Preheat oven to 180C & grease and line the base of a 23cm round springform tin.

For the base, blitz the biscuits in a food processor to a fine crumb. Transfer to a bowl and mix with the salt. Pour in the melted butter and stir until everything is combined. Tip into the prepared tin and using your hands, evenly press the crumb firmly into the base of the tin. Bake in the preheated oven for 10 minutes and set aside.

Reduce the oven to 150C.

To prepare the filling, whisk the quark and pure cream together in a large bowl until smooth – this can be done in a stand mixer if too difficult by hand. Now stir in the sugar, plain flour, lemon zest and vanilla and mix until well combined. Gently stir through the eggs and pour the filling into the tin, atop of the biscuit base.

Image via @juliaostro

Image via @juliaostro

Bake in the preheated oven for 50-60 minutes or until the cheesecake is just set. It should still be a little wobbly in the centre as it will continue to cook as it cools. Switch off the oven and leave the cheesecake to completely cool inside, with the door ajar.

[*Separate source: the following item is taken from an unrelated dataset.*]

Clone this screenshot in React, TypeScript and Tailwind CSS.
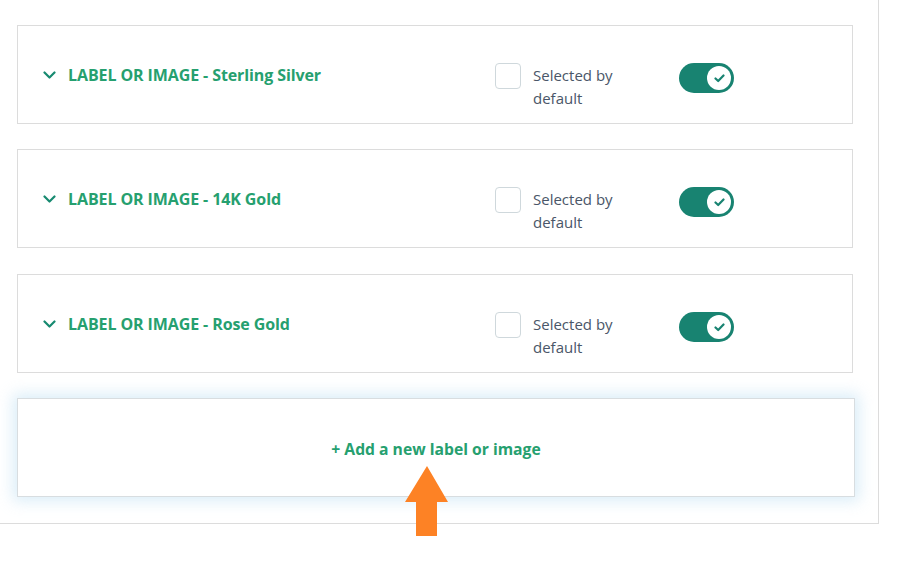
import React from "react";

const items = [
  { name: "Sterling Silver", gap: "" },
  { name: "14K Gold", gap: "mt-[25px]" },
  { name: "Rose Gold", gap: "mt-[26px]" },
];

function Chevron() {
  return (
    <svg width="13" height="8" viewBox="0 0 13 8" fill="none" className="shrink-0">
      <path d="M1.5 1.5L6.5 6.5L11.5 1.5" stroke="#178a70" strokeWidth="2.2" strokeLinecap="round" strokeLinejoin="round" />
    </svg>
  );
}

function Toggle() {
  return (
    <div className="flex h-[30px] w-[55px] items-center justify-end rounded-full bg-[#188371] pr-[3px]">
      <div className="flex h-[24px] w-[24px] items-center justify-center rounded-full bg-white">
        <svg width="11" height="9" viewBox="0 0 11 9" fill="none">
          <path d="M1.5 4.5L4.2 7L9.5 1.5" stroke="#188371" strokeWidth="2.2" strokeLinecap="round" strokeLinejoin="round" />
        </svg>
      </div>
    </div>
  );
}

function OptionCard({ name, gap }: { name: string; gap: string }) {
  return (
    <div className={`flex h-[99px] w-[836px] items-start border border-[#dcdcdc] bg-white pt-[37px] ${gap}`}>
      <div className="flex w-[477px] items-center gap-[12px] pl-[25px] pt-[1px]">
        <Chevron />
        <span className="text-[16px] font-bold leading-[22px] tracking-[-0.1px] text-[#26a06f]">
          LABEL OR IMAGE - {name}
        </span>
      </div>
      <div className="flex w-[184px] items-start gap-[12px]">
        <div className="h-[26px] w-[26px] shrink-0 rounded-[4px] border border-[#cfd8dc] bg-white" />
        <span className="mt-[1px] text-[15px] leading-[23px] text-[#4a5668]">
          Selected by
          <br />
          default
        </span>
      </div>
      <Toggle />
    </div>
  );
}

export default function App() {
  return (
    <div className="relative h-[562px] w-[902px] bg-white font-['Open_Sans',sans-serif]">
      <div className="flex w-[879px] flex-col border-b border-r border-[#dcdcdc] pb-[26px] pl-[17px] pt-[25px]">
        {items.map((it) => (
          <OptionCard key={it.name} name={it.name} gap={it.gap} />
        ))}
        <div className="mt-[25px] flex h-[99px] w-[838px] items-center justify-center border border-[#d8dde0] bg-white pt-[4px] shadow-[0_0_14px_4px_rgba(173,216,240,0.45)]">
          <span className="text-[15.7px] font-bold text-[#26a06f]">+ Add a new label or image</span>
        </div>
      </div>
      <svg className="absolute left-[405px] top-[466px]" width="44" height="71" viewBox="0 0 44 71">
        <path d="M22 0L43 36H32V70H11V36H0Z" fill="#fd8225" />
      </svg>
    </div>
  );
}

When completely cool, run a knife around the edge of the cheesecake and remove from the tin. Transfer to a serving plate, lightly cover and refrigerate for at least 4 hours.

To decorate the cheesecake, combine the strawberries in a bowl with the icing sugar and sprinkle in a little black pepper to taste. Allow to sit for 10 minutes. Arrange the strawberries on top of the chilled cheesecake, sprinkle over some fresh thyme leaves and serve.